Another casualty in the modern concept of success is stewardship. Success may give you freedom, independence and autonomy, but you are still accountable.

Stewardship begins with a simple realization: we are not ultimate owners, only managers. The way we handle money, time, relationships, and even belief systems reflects whether we see life as something to exploit or something entrusted to us.

Faithful stewardship goes deeper than managing outcomes. It asks whether the system itself is aligned with the original and proper purpose. If the goal is to produce better and more stable outcomes, then everything must be examined honestly. What we believe is critical, because belief ultimately shapes behavior. The standards formed by our convictions must lead toward sanctification.

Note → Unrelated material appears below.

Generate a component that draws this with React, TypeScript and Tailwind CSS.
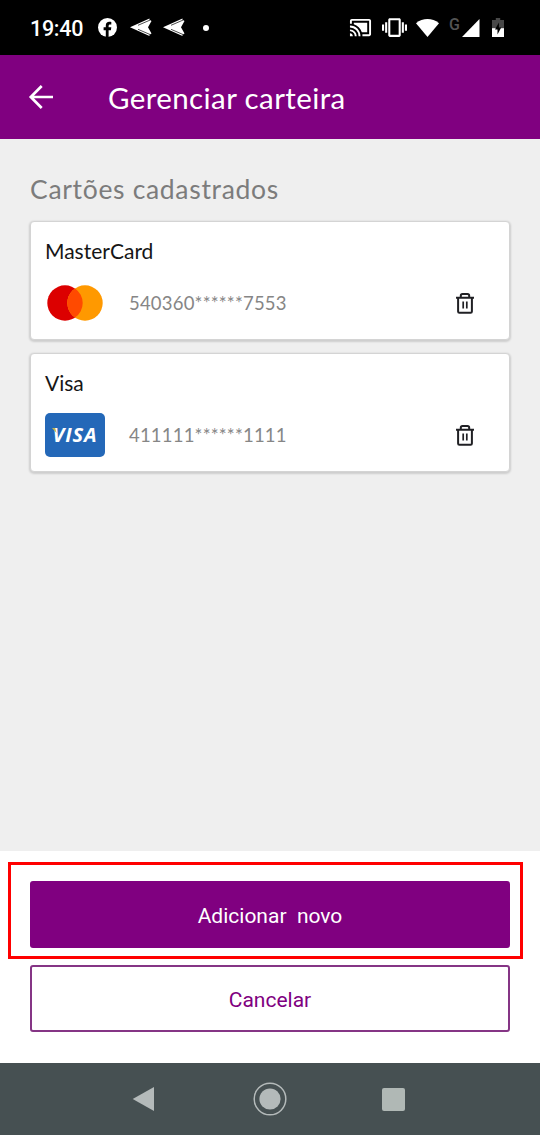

Sanctification is not superficial improvement but real transformation. It requires confronting uncomfortable truths and accepting the weight of accountability. As individuals cooperate with this process, character is formed, discipline is strengthened, and the image of Christ begins to take shape in everyday life. In this way, stewardship becomes more than financial responsibility — it becomes the faithful management of our soul.

What is the System Producing?

The purpose of money is not merely to make more money or accumulate power. At its best, money exists to facilitate exchange and sustain a prosperous society.

In a similar way, a healthy faith system is meant to form character strong enough to sustain the liberty and prosperity the Bible envisions. When these systems function properly, they produce builders — people who think beyond the present moment and invest in what will endure.

This is why the phrase “the gold standard” has come to represent the highest level of reliability. In Scripture, Jesus Himself is the standard. While no material perfectly reflects the purity of gold, the promise of sanctification is that people can increasingly express the character of Christ.

Jesus taught that those who abide in His word become true disciples, knowing the truth and experiencing freedom. Through disciplined obedience, believers are gradually transformed, developing virtues such as self-control, honesty, courage, sacrifice, and purity.

Systems that reward virtuous development produce responsible people who build rather than merely consume. These qualities strengthen families, businesses, and communities. Trust (the currency of relationships) begins to increase. As trust grows, conflict diminishes and cooperation becomes more natural. Institutions become healthier, creating a positive cycle of stability and progress.

Peace replaces anxiety.

Stability becomes a lived reality rather than a nostalgic memory.

This kind of transformation is not automatic. Culture does not change by accident or overnight. It changes when individuals confront uncomfortable truths and accept responsibility to pursue a more excellent way.

CONCLUSION

Throughout history, systems that shield individuals from consequence always weaken both character and culture. Easy relief may feel compassionate in the moment, but it often produces fragility rather than strength.

Grace was never meant to remove the weight of reality, but to give us the strength to live faithfully within it.

When people accept accountability, steward what they are given, and choose long-term faithfulness over short-term comfort, they become builders of lasting prosperity rather than consumers of temporary security. The way forward is not escaping pressure, but developing character that endures and transforms.